Practically three-in-five Canadians spend anywhere from 31 to 60 minutes preparing dinner on an average weekday.
Vancouver, BC [May 13, 2022] – Most of Canada’s evening meals occur in a setting that is not the dining room and with electronic entertainment, a new Research Co. poll has found.
In the online survey of a representative national sample, Canadians report that 45% of their dinners at home in the past month took place at the dining room with no television, down six points since a similar Research Co. poll conducted in June 2019. A majority of dinners (55%, +6) happened at a different part of the home, with the television on.
In Quebec, 50% of dinners at home in the past month occurred away from the dining room and with the television on. The proportion rises to 53% in British Columbia, 54% in Saskatchewan and Manitoba, 56% in Ontario, 58% in Atlantic Canada and 62% in Alberta.
Canadians aged 18-to-34 are having fewer evening meals away from the dining room (51%) than their counterparts aged 35-to-54 (56%) and aged 55 and over (57%).
Three-in-ten Canadians (30%, -6 since a Research Co. survey conducted in June 2020) say they spend less than 30 minutes preparing dinner for themselves and others in their household on an average weekday.
Almost three-in-five Canadians (59%, +3) say making dinner on an average weekday takes anywhere from 31 to 60 minutes, while 11% (+3) require more than one hour to prepare food.
“A third of Ontarians, Quebecers and Albertans (33% each) manage to make dinner in less than half an hour,” says Mario Canseco, President of Research Co. “Fewer residents of Saskatchewan and Manitoba (30%), British Columbia (26%) and Atlantic Canada (23%) can consistently manage this feat.”
Across the country, 65% of Canadians (unchanged) say they are “very familiar” or “moderately familiar” with Canada’s Food Guide. Awareness is lowest among Canadians aged 55 and over (56%) and rises among those aged 18-to-34 (70%) and those aged 35-to-54 (71%).
Fewer than three-in-five residents of British Columbia (58%) and Saskatchewan and Manitoba (59%) are familiar with Canada’s Food Guide. The proportion is higher in Quebec (64%), Alberta (65%), Ontario (68%) and Atlantic Canada (71%).
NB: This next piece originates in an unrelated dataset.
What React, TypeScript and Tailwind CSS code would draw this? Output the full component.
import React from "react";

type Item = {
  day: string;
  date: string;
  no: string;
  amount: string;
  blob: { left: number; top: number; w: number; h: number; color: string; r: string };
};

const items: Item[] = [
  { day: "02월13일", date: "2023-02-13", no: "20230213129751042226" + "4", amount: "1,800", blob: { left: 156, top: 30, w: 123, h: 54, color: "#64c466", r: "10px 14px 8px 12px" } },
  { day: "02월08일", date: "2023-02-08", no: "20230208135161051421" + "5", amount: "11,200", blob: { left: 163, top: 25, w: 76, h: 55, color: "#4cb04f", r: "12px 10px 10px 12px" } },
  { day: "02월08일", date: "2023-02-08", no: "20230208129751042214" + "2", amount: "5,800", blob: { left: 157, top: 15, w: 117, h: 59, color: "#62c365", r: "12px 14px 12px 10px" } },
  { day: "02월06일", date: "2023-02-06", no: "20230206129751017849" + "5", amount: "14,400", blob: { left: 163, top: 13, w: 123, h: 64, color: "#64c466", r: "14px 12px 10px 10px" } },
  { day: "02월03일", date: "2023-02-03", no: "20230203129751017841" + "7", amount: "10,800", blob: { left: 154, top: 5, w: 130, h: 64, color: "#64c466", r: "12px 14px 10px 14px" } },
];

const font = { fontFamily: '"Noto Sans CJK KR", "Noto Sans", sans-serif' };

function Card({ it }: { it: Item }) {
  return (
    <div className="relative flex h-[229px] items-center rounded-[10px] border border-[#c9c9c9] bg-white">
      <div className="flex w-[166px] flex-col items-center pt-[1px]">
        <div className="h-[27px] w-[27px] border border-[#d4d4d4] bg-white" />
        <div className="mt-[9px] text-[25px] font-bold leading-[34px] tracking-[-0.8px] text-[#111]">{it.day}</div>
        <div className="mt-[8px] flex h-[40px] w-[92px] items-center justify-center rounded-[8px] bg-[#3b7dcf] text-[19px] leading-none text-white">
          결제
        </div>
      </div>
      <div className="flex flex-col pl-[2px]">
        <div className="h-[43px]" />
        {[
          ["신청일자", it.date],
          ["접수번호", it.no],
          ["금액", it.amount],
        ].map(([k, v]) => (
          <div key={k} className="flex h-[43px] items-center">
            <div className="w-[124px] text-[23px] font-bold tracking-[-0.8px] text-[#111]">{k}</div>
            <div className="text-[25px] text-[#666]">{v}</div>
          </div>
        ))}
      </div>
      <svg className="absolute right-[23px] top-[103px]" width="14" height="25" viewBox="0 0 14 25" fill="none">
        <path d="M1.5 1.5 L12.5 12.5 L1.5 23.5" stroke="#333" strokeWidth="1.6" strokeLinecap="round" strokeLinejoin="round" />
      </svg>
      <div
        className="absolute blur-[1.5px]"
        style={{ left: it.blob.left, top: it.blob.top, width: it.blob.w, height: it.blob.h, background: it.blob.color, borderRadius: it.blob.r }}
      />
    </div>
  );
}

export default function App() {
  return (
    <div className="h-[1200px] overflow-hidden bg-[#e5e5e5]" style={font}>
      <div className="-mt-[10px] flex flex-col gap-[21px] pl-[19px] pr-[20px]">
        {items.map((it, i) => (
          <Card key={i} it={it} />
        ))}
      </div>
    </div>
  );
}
Just over a third of Canadians (35%, -6) rely on the recommendations of Canada’s Food Guide “all the time” or “most of the time” when choosing what they eat in an average week.
Women are more likely to review the recommendations of Canada’s Food Guide when deciding what to prepare (40%) than men (32%).
Methodology: Results are based on an online study conducted from May 7 to May 9, 2022, among 1,000 adults in Canada. The data has been statistically weighted according to Canadian census figures for age, gender and region. The margin of error, which measures sample variability, is +/- 3.1 percentage points, nineteen times out of twenty.